■ Description of the task: Copy out all lines with the word "index" in them.
──────── Stored data
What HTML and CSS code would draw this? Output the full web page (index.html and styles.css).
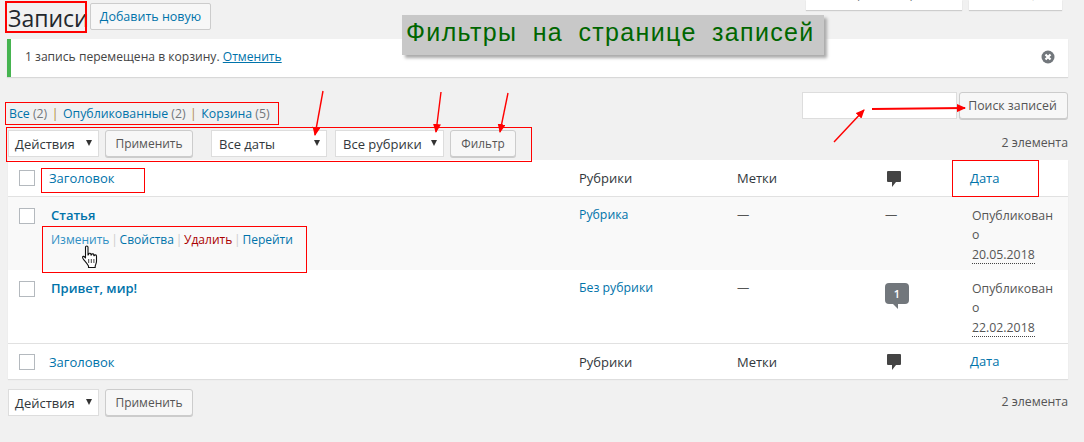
FILE: index.html
```html
<!DOCTYPE html>
<html lang="ru">
<head>
<meta charset="utf-8">
<title>Записи</title>
<link rel="stylesheet" href="styles.css">
</head>
<body>
<div class="page">
  <div class="meta-links">
    <span class="meta-tab tab-screen"><span>Настройки экрана</span></span>
    <span class="meta-tab tab-help"><span>Помощь</span></span>
  </div>
  <div class="heading">
    <h1>Записи</h1>
    <a class="add-new">Добавить новую</a>
  </div>
  <div class="notice">
    <p>1 запись перемещена в корзину. <a>Отменить</a></p>
    <svg class="dismiss" viewBox="0 0 14 14" width="14" height="14"><circle cx="7" cy="7" r="6.5" fill="#72777c"/><path d="M4.500 4.500l5 5M9.500 4.500l-5 5" stroke="#fff" stroke-width="2.2"/></svg>
  </div>
  <div class="search-row">
    <ul class="subsub">
      <li><a>Все <span class="count">(2)</span></a></li>
      <li class="sep">|</li>
      <li><a>Опубликованные <span class="count">(2)</span></a></li>
      <li class="sep">|</li>
      <li><a>Корзина <span class="count">(5)</span></a></li>
    </ul>
    <div class="search">
      <div class="input"></div>
      <button class="btn btn-search">Поиск записей</button>
    </div>
  </div>
  <div class="tablenav top">
    <div class="select sel-actions">Действия</div>
    <button class="btn btn-apply">Применить</button>
    <div class="select sel-dates">Все даты</div>
    <div class="select sel-cats">Все рубрики</div>
    <button class="btn btn-filter">Фильтр</button>
    <span class="num">2 элемента</span>
  </div>
  <div class="table">
    <div class="row head">
      <div class="c-check"><i class="cb"></i></div>
      <div class="c-title"><a>Заголовок</a></div>
      <div class="c-cat">Рубрики</div>
      <div class="c-tag">Метки</div>
      <div class="c-com"><svg class="bubble" viewBox="0 0 14 16" width="14" height="16"><path d="M1 0h12a1 1 0 0 1 1 1v9a1 1 0 0 1-1 1H9l-4 5v-5H1a1 1 0 0 1-1-1V1a1 1 0 0 1 1-1z" fill="#444"/></svg></div>
      <div class="c-date"><a>Дата</a></div>
    </div>
    <div class="row post alt">
      <div class="c-check"><i class="cb"></i></div>
      <div class="c-title">
        <a class="post-title">Статья</a>
        <div class="actions"><a class="light">Изменить</a><b>|</b><a>Свойства</a><b>|</b><a class="trash">Удалить</a><b>|</b><a>Перейти</a></div>
      </div>
      <div class="c-cat"><a>Рубрика</a></div>
      <div class="c-tag">—</div>
      <div class="c-com">—</div>
      <div class="c-date">Опубликовано<br><abbr>20.05.2018</abbr></div>
    </div>
    <div class="row post">
      <div class="c-check"><i class="cb"></i></div>
      <div class="c-title"><a class="post-title">Привет, мир!</a></div>
      <div class="c-cat"><a>Без рубрики</a></div>
      <div class="c-tag">—</div>
      <div class="c-com"><span class="count-bubble">1</span></div>
      <div class="c-date">Опубликовано<br><abbr>22.02.2018</abbr></div>
    </div>
    <div class="row foot">
      <div class="c-check"><i class="cb"></i></div>
      <div class="c-title"><a>Заголовок</a></div>
      <div class="c-cat">Рубрики</div>
      <div class="c-tag">Метки</div>
      <div class="c-com"><svg class="bubble" viewBox="0 0 14 16" width="14" height="16"><path d="M1 0h12a1 1 0 0 1 1 1v9a1 1 0 0 1-1 1H9l-4 5v-5H1a1 1 0 0 1-1-1V1a1 1 0 0 1 1-1z" fill="#444"/></svg></div>
      <div class="c-date"><a>Дата</a></div>
    </div>
  </div>
  <div class="tablenav bottom">
    <div class="select sel-actions">Действия</div>
    <button class="btn btn-apply">Применить</button>
    <span class="num">2 элемента</span>
  </div>
</div>

<div class="banner">Фильтры на странице записей</div>
<span class="mark m-h1"></span>
<span class="mark m-views"></span>
<span class="mark m-nav"></span>
<span class="mark m-title"></span>
<span class="mark m-actions"></span>
<span class="mark m-date"></span>

<svg class="arrows" width="1084" height="442" viewBox="0 0 1084 442">
  <defs>
    <marker id="tip" markerWidth="9" markerHeight="8" refX="8" refY="4" orient="auto" markerUnits="userSpaceOnUse">
      <path d="M0 0L9 4L0 8z" fill="#f00"/>
    </marker>
  </defs>
  <g stroke="#f00" stroke-width="1.4" fill="none">
    <path d="M323 91L315 135" marker-end="url(#tip)"/>
    <path d="M441 92L436 132" marker-end="url(#tip)"/>
    <path d="M508 93L500 132" marker-end="url(#tip)"/>
    <path d="M872 109L965 108" stroke-width="2" marker-end="url(#tip)"/>
    <path d="M834 142L864 110" marker-end="url(#tip)"/>
  </g>
</svg>
<svg class="hand" viewBox="0 0 18 24" width="18" height="24">
  <path d="M4.500 2.200c0-1.600 2.500-1.600 2.500 0V10l.6-.2V9c0-1 2.200-1 2.300 0v1l.6 0v-.4c0-1 2.200-1 2.300 0v1l.6 0c0-1 2.100-1 2.100.3v5.300c0 2-.8 3-1.300 4.800v1.500H7.500v-1.500C6.500 19 4.700 17 2.700 14.600 1.200 12.800 1.200 11 2.700 11.400c.8.200 1.300.9 1.800 1.600z" fill="#fff" stroke="#111" stroke-width="1.1" stroke-linejoin="round"/>
  <path d="M7.700 14v4M10.300 14v4M12.900 14v4" stroke="#111" stroke-width=".8"/>
</svg>
</body>
</html>
```
FILE: styles.css
```css
* { box-sizing: border-box; }
html, body { margin: 0; padding: 0; }
body {
  background: #f1f1f1;
  color: #444;
  font-family: "Open Sans", "Liberation Sans", sans-serif;
  font-size: 12.3px;
  line-height: 1.4;
  height: 442px;
  overflow: hidden;
}
a { color: #0073aa; text-decoration: none; }
.page { padding: 0 16px 0 8px; width: 1084px; }

.meta-links { display: flex; justify-content: flex-end; height: 10px; gap: 7px; padding-right: 6px; }
.meta-tab {
  display: flex; align-items: flex-end; justify-content: center;
  height: 10px; overflow: hidden;
  background: #fff; box-shadow: 0 1px 1px rgba(0,0,0,.15);
  color: #72777c; line-height: 18px;
}
.meta-tab span { margin-bottom: 7px; }
.tab-screen { width: 156px; }
.tab-help { width: 93px; }

.heading { display: flex; align-items: flex-start; margin-top: -7px; height: 36px; }
h1 {
  margin: 0; font-size: 23px; font-weight: 400; line-height: 29px; color: #23282d;
  padding-top: 1px; width: 82px;
}
.add-new {
  display: block; width: 121px; height: 27px; line-height: 25px; text-align: center;
  background: #f7f7f7; border: 1px solid #ccc; border-radius: 2px; font-size: 12.5px;
}

.notice {
  display: flex; align-items: center; justify-content: space-between;
  margin-left: -1px; height: 38px; background: #fff; border-left: 4px solid #46b450;
  box-shadow: 0 1px 1px rgba(0,0,0,.1); padding: 0 13px 2px 5px;
}
.notice p { margin: 0; padding-left: 9px; font-size: 12.1px; }
.notice p a { text-decoration: underline; }
.notice .dismiss { margin-top: -1px; }

.search-row { display: flex; justify-content: space-between; align-items: flex-start; height: 37px; margin-top: 15px; }
.subsub { list-style: none; margin: 0; padding: 13px 0 0 1px; display: flex; gap: 4.5px; color: #666; }
.subsub .sep { color: #b08a3a; }
.count { color: #72777c; }
.search { display: flex; gap: 2px; }
.input { width: 155px; height: 27px; background: #fff; border: 1px solid #ddd; }

.btn {
  font: inherit; color: #555; background: #f7f7f7; border: 1px solid #ccc; border-radius: 3px;
  box-shadow: 0 1px 0 #ccc; height: 27px; padding: 0; line-height: 25px; display: block;
}
.btn-search { width: 109px; padding-right: 2px; }
.btn-apply { width: 88px; font-size: 12px; }
.btn-filter { width: 66px; margin-left: 6px; font-size: 11.8px; }

.tablenav { display: flex; align-items: flex-start; height: 31px; }
.tablenav.top { padding-top: 1px; }
.select {
  position: relative; height: 27px; line-height: 27px; padding-left: 6px;
  background: #fff; border: 1px solid #ddd; color: #32373c; font-size: 13px;
}
.select::after {
  content: ""; position: absolute; right: 6px; top: 9px;
  border-left: 3px solid transparent; border-right: 3px solid transparent; border-top: 6px solid #333;
}
.sel-actions { width: 91px; margin-right: 6px; }
.sel-dates { width: 116px; margin-left: 18px; margin-right: 8px; padding-left: 7px; }
.sel-cats { width: 109px; padding-left: 7px; }
.num { margin-left: auto; color: #555; padding-top: 4px; }

.table { background: #fff; box-shadow: 0 1px 1px rgba(0,0,0,.08); }
.row { display: grid; grid-template-columns: 33px 528px 158px 148px 85px 108px; }
.row > div { padding-left: 10px; }
.row > .c-check { padding-left: 11px; }
.cb { display: block; width: 16px; height: 16px; border: 1px solid #b4b9be; background: #fff; }
.head, .foot { height: 36px; align-items: center; font-size: 13px; color: #32373c; padding-top: 1px; }
.head { border-bottom: 1px solid #e1e1e1; height: 37px; }
.foot { border-top: 1px solid #e1e1e1; }
.head .c-title, .foot .c-title { padding-left: 8px; }
.head .cb, .foot .cb { margin-top: -1px; }
.post { height: 73px; padding-top: 9px; color: #555; }
.alt { background: #f9f9f9; }
.post .cb { margin-top: 2px; }
.post-title { font-weight: 600; font-size: 13px; line-height: 19px; }
.c-com { color: #555; }
.actions { margin-top: 6px; line-height: 18px; display: flex; font-size: 12px; }
.actions b { font-weight: 400; color: #ccc; padding: 0 1.8px; }
.actions .light { color: #2e8fc4; }
.actions .trash { color: #a00; }
.c-date { word-break: break-all; line-height: 19.3px; padding-right: 8px; color: #555; }
.row > .c-date { margin-left: 12px; padding-left: 0; }
.c-date a { margin-left: -2px; }
abbr { border-bottom: 1px dotted #444; }
.bubble { display: block; margin: 0 0 0 2px; }
.count-bubble {
  position: relative; display: block; width: 24px; height: 21px; margin-top: 4px;
  background: #72777c; color: #fff; border-radius: 4px; font-size: 11px; font-weight: 600;
  text-align: center; line-height: 21px;
}
.count-bubble::after {
  content: ""; position: absolute; left: 8px; top: 21px;
  border-right: 5px solid #72777c; border-bottom: 5px solid transparent;
}
.tablenav.bottom { margin-top: 10px; }

.banner {
  position: absolute; left: 402px; top: 15px; width: 422px; height: 40px;
  background: #c8c8c8; box-shadow: 3px 3px 3px #aaa; color: #060;
  font-family: "Liberation Sans", sans-serif; font-size: 25px; line-height: 34px;
  word-spacing: 7px; letter-spacing: 1.35px; padding-left: 4px; white-space: nowrap;
}
.mark { position: absolute; border: 1px solid #f00; }
.m-h1 { border-width: 2px; left: 5px; top: 1px; width: 82px; height: 32px; }
.m-views { left: 5px; top: 102px; width: 274px; height: 23px; }
.m-nav { left: 6px; top: 127px; width: 526px; height: 35px; }
.m-title { left: 41px; top: 168px; width: 104px; height: 25px; }
.m-actions { left: 42px; top: 226px; width: 265px; height: 47px; }
.m-date { left: 952px; top: 160px; width: 87px; height: 37px; }
.arrows { position: absolute; left: 0; top: 0; pointer-events: none; }
.hand { position: absolute; left: 81px; top: 245px; }
```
────────────────
■ Response to this exercise:
What HTML and CSS code would draw this? Output the full web page (index.html and styles.css).
FILE: index.html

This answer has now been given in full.